• _JOB_
Retype nothing but the lines from the start of the material up to and including the line with "12h14M12 5l7 7-7". Pictures don't belong in the copy.

• _DATASET EXCERPT_
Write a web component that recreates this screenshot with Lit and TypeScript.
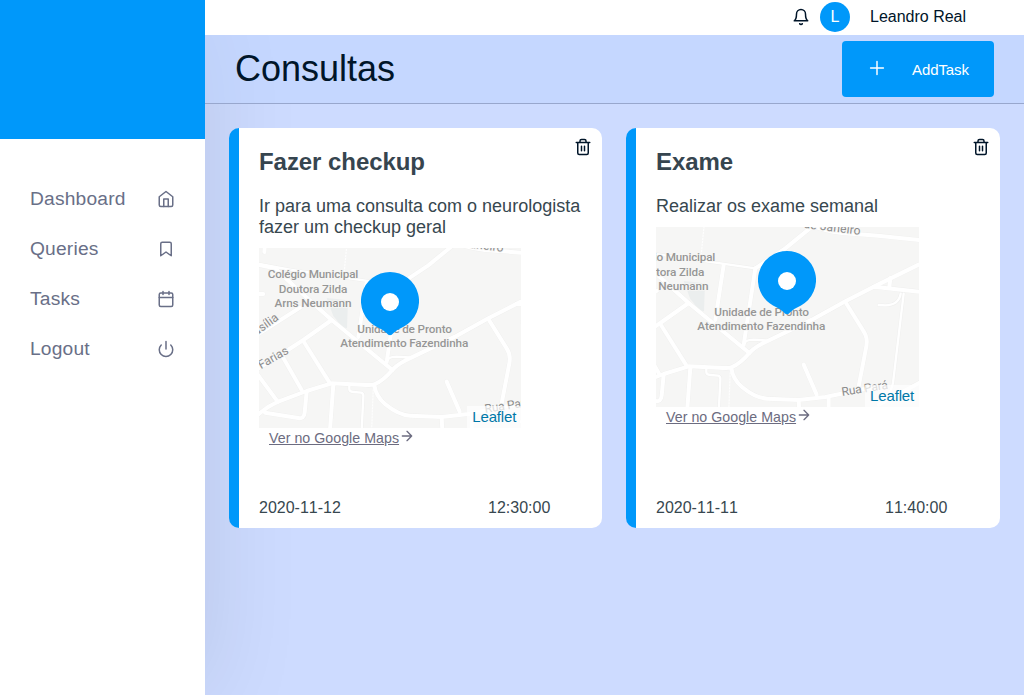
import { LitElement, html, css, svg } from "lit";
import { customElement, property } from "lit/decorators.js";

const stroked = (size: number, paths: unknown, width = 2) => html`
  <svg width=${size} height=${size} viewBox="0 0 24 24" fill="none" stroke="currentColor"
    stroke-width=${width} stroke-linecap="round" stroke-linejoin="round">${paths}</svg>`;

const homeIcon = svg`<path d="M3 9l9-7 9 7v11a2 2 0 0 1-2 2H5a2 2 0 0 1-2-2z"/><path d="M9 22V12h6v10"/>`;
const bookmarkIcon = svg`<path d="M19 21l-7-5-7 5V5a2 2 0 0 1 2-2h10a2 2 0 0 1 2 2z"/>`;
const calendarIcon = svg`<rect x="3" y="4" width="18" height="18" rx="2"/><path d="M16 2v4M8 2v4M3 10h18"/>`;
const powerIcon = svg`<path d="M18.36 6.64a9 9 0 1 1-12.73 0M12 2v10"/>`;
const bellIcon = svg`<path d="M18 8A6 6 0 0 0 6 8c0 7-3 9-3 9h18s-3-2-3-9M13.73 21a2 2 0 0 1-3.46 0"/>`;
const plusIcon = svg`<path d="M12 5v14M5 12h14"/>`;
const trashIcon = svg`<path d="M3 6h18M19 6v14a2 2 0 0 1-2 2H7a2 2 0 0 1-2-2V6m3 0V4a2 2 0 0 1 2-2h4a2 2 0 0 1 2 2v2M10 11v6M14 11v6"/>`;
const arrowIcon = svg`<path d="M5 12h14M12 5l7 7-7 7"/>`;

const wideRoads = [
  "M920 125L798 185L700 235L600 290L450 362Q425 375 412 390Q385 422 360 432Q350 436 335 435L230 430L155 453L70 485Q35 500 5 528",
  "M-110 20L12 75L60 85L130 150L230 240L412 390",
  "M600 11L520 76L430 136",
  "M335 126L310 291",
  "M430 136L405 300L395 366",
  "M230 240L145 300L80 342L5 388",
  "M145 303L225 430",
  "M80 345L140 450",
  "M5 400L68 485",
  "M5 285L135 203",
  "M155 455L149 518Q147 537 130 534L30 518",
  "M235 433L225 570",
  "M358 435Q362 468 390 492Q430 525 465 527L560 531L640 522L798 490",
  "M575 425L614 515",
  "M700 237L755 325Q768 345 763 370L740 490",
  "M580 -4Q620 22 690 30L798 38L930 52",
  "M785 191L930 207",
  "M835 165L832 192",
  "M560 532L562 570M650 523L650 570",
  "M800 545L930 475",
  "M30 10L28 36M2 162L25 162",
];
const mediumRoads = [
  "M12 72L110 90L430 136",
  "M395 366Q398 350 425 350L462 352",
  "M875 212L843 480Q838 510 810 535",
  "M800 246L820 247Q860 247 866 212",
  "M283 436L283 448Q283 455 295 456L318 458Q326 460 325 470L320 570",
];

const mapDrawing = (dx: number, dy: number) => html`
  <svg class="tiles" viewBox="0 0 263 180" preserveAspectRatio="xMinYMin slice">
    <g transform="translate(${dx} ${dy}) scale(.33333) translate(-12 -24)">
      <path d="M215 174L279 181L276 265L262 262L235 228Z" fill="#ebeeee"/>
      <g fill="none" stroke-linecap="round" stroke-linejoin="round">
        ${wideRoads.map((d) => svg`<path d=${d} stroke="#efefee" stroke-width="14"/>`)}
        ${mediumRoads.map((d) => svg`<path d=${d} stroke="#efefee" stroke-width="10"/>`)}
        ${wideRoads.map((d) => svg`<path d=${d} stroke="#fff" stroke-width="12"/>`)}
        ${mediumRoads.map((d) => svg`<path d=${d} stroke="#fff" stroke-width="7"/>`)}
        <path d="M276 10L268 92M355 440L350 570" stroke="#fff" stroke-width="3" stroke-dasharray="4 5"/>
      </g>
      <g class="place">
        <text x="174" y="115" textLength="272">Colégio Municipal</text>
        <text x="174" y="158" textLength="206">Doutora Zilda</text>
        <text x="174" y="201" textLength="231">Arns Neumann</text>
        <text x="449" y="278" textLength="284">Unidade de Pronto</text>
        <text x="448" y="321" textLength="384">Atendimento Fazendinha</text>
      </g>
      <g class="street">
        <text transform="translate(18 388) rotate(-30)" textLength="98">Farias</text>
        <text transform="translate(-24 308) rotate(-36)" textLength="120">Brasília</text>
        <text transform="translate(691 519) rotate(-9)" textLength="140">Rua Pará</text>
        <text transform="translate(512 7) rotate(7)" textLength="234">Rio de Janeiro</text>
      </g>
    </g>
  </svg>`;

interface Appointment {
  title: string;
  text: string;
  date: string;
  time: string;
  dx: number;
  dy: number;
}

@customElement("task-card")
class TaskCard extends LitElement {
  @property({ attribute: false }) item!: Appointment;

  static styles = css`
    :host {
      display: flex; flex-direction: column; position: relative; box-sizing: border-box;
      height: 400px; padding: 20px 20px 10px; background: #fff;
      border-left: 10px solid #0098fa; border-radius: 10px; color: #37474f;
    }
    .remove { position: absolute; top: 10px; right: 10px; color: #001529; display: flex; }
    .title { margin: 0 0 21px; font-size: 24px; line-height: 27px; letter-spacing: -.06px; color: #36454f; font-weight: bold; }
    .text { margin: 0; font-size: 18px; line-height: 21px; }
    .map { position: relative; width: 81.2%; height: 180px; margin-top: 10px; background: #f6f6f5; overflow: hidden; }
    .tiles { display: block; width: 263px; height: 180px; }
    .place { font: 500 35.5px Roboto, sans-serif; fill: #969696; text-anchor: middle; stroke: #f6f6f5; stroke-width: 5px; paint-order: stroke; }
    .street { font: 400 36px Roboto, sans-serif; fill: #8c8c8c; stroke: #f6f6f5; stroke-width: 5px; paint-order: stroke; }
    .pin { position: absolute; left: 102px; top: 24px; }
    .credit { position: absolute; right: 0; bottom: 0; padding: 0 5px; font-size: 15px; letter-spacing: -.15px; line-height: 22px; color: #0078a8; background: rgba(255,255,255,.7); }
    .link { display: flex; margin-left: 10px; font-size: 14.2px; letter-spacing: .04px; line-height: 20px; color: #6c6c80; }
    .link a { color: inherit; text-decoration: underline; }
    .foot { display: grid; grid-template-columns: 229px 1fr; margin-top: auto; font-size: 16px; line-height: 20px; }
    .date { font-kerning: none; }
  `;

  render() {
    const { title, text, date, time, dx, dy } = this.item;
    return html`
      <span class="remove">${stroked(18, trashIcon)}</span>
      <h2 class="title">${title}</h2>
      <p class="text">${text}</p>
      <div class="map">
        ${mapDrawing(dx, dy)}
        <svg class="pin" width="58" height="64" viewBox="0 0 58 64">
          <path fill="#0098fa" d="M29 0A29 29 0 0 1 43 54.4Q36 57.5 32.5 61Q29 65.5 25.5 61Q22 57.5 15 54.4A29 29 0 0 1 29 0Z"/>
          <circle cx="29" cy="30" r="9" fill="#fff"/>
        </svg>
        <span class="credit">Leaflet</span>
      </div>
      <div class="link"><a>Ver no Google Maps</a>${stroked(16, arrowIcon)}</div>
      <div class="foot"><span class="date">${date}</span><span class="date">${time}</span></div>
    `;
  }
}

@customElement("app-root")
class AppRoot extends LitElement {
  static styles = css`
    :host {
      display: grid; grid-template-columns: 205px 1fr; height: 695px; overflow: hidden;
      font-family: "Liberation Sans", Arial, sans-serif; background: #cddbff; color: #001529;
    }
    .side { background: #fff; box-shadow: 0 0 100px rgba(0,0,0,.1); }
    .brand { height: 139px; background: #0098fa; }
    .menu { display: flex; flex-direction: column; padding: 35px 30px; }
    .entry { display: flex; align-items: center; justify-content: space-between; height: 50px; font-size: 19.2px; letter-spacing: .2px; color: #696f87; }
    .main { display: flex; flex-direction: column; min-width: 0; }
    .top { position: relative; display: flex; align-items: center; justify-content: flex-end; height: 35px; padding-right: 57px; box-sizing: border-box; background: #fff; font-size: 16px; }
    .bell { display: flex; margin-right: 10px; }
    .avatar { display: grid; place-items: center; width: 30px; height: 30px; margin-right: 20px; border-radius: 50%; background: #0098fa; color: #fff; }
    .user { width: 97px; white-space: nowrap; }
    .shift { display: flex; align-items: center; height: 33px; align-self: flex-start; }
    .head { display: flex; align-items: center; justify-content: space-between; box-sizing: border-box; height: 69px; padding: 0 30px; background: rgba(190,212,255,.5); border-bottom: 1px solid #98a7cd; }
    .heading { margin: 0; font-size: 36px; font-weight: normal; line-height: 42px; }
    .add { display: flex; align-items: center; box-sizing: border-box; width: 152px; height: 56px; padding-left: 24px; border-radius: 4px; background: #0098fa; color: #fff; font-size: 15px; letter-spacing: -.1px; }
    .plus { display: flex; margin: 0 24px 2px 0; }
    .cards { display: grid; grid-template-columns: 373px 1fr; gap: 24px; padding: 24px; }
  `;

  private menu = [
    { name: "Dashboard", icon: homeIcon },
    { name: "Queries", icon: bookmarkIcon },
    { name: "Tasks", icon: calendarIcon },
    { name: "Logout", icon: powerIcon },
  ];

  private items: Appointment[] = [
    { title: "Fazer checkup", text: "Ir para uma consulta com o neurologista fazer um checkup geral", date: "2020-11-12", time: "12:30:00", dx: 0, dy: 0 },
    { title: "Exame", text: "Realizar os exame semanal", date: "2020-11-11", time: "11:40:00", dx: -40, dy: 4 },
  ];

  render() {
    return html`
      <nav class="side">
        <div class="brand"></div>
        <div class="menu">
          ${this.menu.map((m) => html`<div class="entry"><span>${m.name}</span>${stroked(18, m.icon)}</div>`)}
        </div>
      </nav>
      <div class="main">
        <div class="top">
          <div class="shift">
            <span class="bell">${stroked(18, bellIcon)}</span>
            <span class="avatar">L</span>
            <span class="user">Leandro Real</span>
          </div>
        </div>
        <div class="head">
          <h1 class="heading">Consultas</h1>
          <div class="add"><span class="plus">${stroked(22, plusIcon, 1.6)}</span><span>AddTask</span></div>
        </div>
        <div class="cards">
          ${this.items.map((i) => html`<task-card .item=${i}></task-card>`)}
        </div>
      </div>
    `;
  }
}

• _WORKED SOLUTION_
Write a web component that recreates this screenshot with Lit and TypeScript.
import { LitElement, html, css, svg } from "lit";
import { customElement, property } from "lit/decorators.js";

const stroked = (size: number, paths: unknown, width = 2) => html`
  <svg width=${size} height=${size} viewBox="0 0 24 24" fill="none" stroke="currentColor"
    stroke-width=${width} stroke-linecap="round" stroke-linejoin="round">${paths}</svg>`;

const homeIcon = svg`<path d="M3 9l9-7 9 7v11a2 2 0 0 1-2 2H5a2 2 0 0 1-2-2z"/><path d="M9 22V12h6v10"/>`;
const bookmarkIcon = svg`<path d="M19 21l-7-5-7 5V5a2 2 0 0 1 2-2h10a2 2 0 0 1 2 2z"/>`;
const calendarIcon = svg`<rect x="3" y="4" width="18" height="18" rx="2"/><path d="M16 2v4M8 2v4M3 10h18"/>`;
const powerIcon = svg`<path d="M18.36 6.64a9 9 0 1 1-12.73 0M12 2v10"/>`;
const bellIcon = svg`<path d="M18 8A6 6 0 0 0 6 8c0 7-3 9-3 9h18s-3-2-3-9M13.73 21a2 2 0 0 1-3.46 0"/>`;
const plusIcon = svg`<path d="M12 5v14M5 12h14"/>`;
const trashIcon = svg`<path d="M3 6h18M19 6v14a2 2 0 0 1-2 2H7a2 2 0 0 1-2-2V6m3 0V4a2 2 0 0 1 2-2h4a2 2 0 0 1 2 2v2M10 11v6M14 11v6"/>`;
const arrowIcon = svg`<path d="M5 12h14M12 5l7 7-7 7"/>`;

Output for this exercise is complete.